Having a mental map of how different subjects fit together (without actually having to studying them in-depth) is a good start.

I've seen so many people crash and burn with machine learning because they were unaware that it depends on linear algebra, calculus, and probability.

With a mental map there is less "surprise" and it's more a matter of simply understanding that they didn't have the right dependencies.

I read X ~ p(x) as "X is distributed as p of x"
What would X ~ p(y) mean?
X is distributed as p(y) where p is a probability distribution parameterized by y
Ethan also writes about machine learning at https://honestyisbest.com/kernels-of-truth each week -- his most recent piece there (https://honestyisbest.com/kernels-of-truth/2020/Jul/14/facia...) has a neat explanation of how convolutional neural networks (CNNs) work.
You might want to give more conditions for the claim that the self-information gives the length of the shortest possible code.

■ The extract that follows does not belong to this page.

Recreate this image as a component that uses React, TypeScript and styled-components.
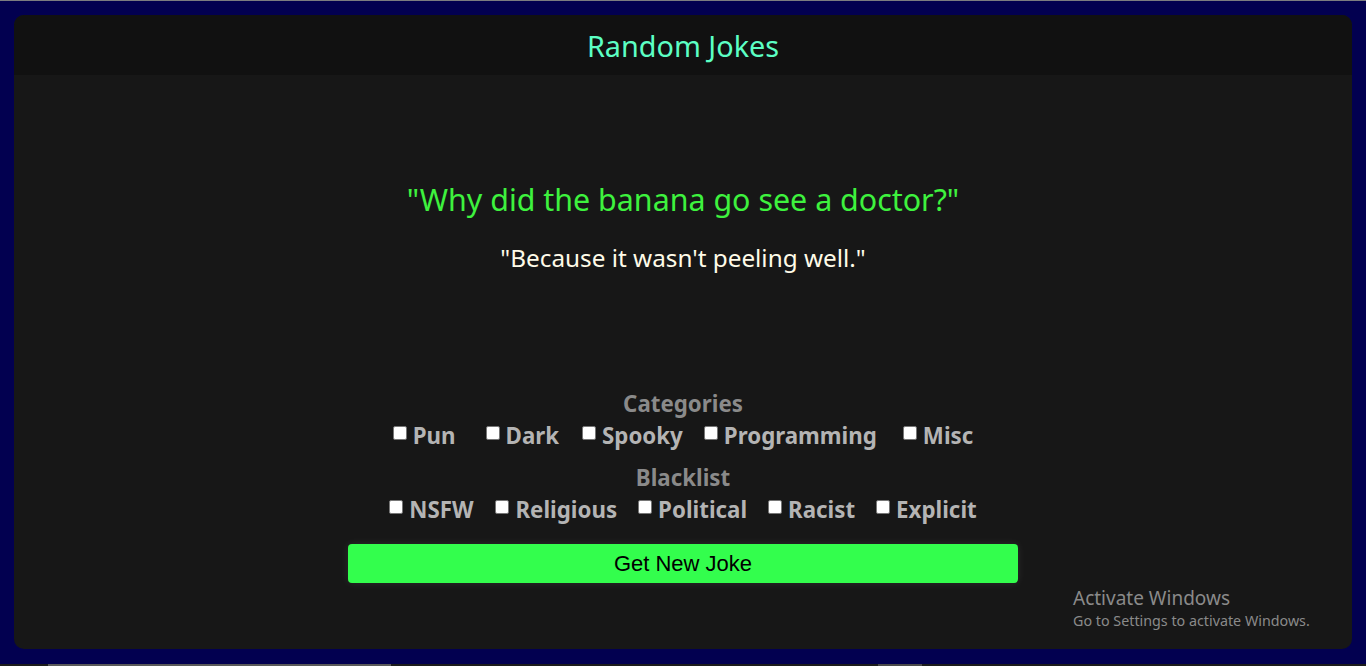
import React from "react";
import styled, { createGlobalStyle } from "styled-components";

const Global = createGlobalStyle`
  html, body { margin: 0; padding: 0; background: #020050; }
  body { font-family: "Noto Sans", "Open Sans", sans-serif; overflow: hidden; }
  * { box-sizing: border-box; }
`;

const Page = styled.div`
  width: 1366px;
  height: 666px;
  background: #020050;
  border-top: 1px solid #7c7c80;
  padding: 14px 14px 0 14px;
  display: flex;
  flex-direction: column;
  position: relative;
`;

const Card = styled.main`
  height: 634px;
  border-radius: 10px;
  background: #171717;
  overflow: hidden;
  display: flex;
  flex-direction: column;
`;

const Header = styled.header`
  height: 60px;
  background: #111111;
  display: flex;
  align-items: center;
  justify-content: center;
`;

const Title = styled.h1`
  margin: 0;
  font-size: 28.8px;
  font-weight: 400;
  color: #5cffc4;
  line-height: 1;
  padding-top: 3px;
`;

const Body = styled.section`
  flex: 1;
  display: flex;
  flex-direction: column;
  align-items: center;
`;

const Setup = styled.p`
  margin: 105px 0 0 0;
  font-size: 30.4px;
  line-height: 40px;
  color: #3ef23e;
`;

const Delivery = styled.p`
  margin: 22px 0 0 0;
  font-size: 24.3px;
  line-height: 32px;
  color: #fffbe8;
`;

const GroupTitle = styled.h3<{ $top: number }>`
  margin: ${(p) => p.$top}px 0 0 0;
  font-size: 22.3px;
  line-height: 29px;
  font-weight: 700;
  color: #8a8a8a;
`;

const Options = styled.div`
  margin-top: 3px;
  display: flex;
  align-items: center;
  justify-content: center;
  height: 29px;
`;

const Option = styled.label<{ $gap: number }>`
  display: flex;
  align-items: center;
  margin-right: ${(p) => p.$gap}px;
  font-size: 22.3px;
  line-height: 29px;
  font-weight: 700;
  color: #b4b4b4;
  &:last-child { margin-right: 0; }
`;

const Box = styled.input`
  appearance: none;
  width: 14px;
  height: 14px;
  margin: 0 6px 0 0;
  background: #ffffff;
  border: 1px solid #767676;
  border-radius: 2px;
  transform: translateY(-3px);
`;

const Button = styled.button`
  margin-top: 20px;
  width: 670px;
  height: 39px;
  border: none;
  border-radius: 4px;
  background: #33fe4d;
  color: #000;
  font-family: "Liberation Sans", Arial, sans-serif;
  font-size: 22px;
  box-shadow: 0 0 8px rgba(255, 255, 255, 0.09);
  cursor: pointer;
`;

const Watermark = styled.div`
  position: absolute;
  left: 1073px;
  top: 585px;
  color: #8a8a8a;
  font-family: "Noto Sans", sans-serif;
  display: flex;
  flex-direction: column;
`;

const WmTitle = styled.span`
  font-size: 19px;
  line-height: 25px;
`;

const WmSub = styled.span`
  font-size: 14.3px;
  line-height: 20px;
`;

const Strip = styled.div`
  position: absolute;
  left: 0;
  right: 0;
  bottom: 0;
  height: 2px;
  background: #1c1c1c;
`;

const Thumb = styled.div<{ $left: number; $width: number; $color: string }>`
  position: absolute;
  top: 0;
  left: ${(p) => p.$left}px;
  width: ${(p) => p.$width}px;
  height: 2px;
  background: ${(p) => p.$color};
`;

const categories: [string, number][] = [
  ["Pun", 30],
  ["Dark", 23],
  ["Spooky", 21],
  ["Programming", 26],
  ["Misc", 0],
];

const blacklist: [string, number][] = [
  ["NSFW", 22],
  ["Religious", 21],
  ["Political", 21],
  ["Racist", 21],
  ["Explicit", 0],
];

export default function App() {
  return (
    <>
      <Global />
      <Page>
        <Card>
          <Header>
            <Title>Random Jokes</Title>
          </Header>
          <Body>
            <Setup>"Why did the banana go see a doctor?"</Setup>
            <Delivery>"Because it wasn't peeling well."</Delivery>
            <GroupTitle $top={115}>Categories</GroupTitle>
            <Options>
              {categories.map(([name, gap]) => (
                <Option key={name} $gap={gap}>
                  <Box type="checkbox" />
                  {name}
                </Option>
              ))}
            </Options>
            <GroupTitle $top={13}>Blacklist</GroupTitle>
            <Options>
              {blacklist.map(([name, gap]) => (
                <Option key={name} $gap={gap}>
                  <Box type="checkbox" />
                  {name}
                </Option>
              ))}
            </Options>
            <Button>Get New Joke</Button>
          </Body>
        </Card>
        <Watermark>
          <WmTitle>Activate Windows</WmTitle>
          <WmSub>Go to Settings to activate Windows.</WmSub>
        </Watermark>
        <Strip>
          <Thumb $left={48} $width={343} $color="#5a5a5a" />
          <Thumb $left={878} $width={44} $color="#4a4a4a" />
        </Strip>
      </Page>
    </>
  );
}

In particular the condition isn't only that it's the shortest code, it's the shortest self-delimiting code. In your example with probabilities {1/2, 1/4, 1/8, 1/8}, someone could come in and say let's code it as {0,1,01,00}, which would appear to encode the latter two outcomes 2 bits rather than 3. The problem, of course, is that {0,1,01,00} is not a self-delimiting code: after you receive the bit 0, you don't know if you're done or if you should wait for another bit to form 01. But the code {0,10,110,111} is self-delimiting, because after you get a 0 or a 10, etc., you know you're done.

I've found that when I teach this material, if I don't mention the self-delimiting condition, then a clever student in the class always thinks of the {0,1,01,00}-type code. (This can be a good way to identify clever students in an intro information theory class!)

Thank you for the great article. I believe there is a typo in "we assign a value of 0 to p(x) log p(x) when x=0", it should be "when p(x) = 0".
Thanks for the catch. Fixed!
Awesome paper Ethan!!!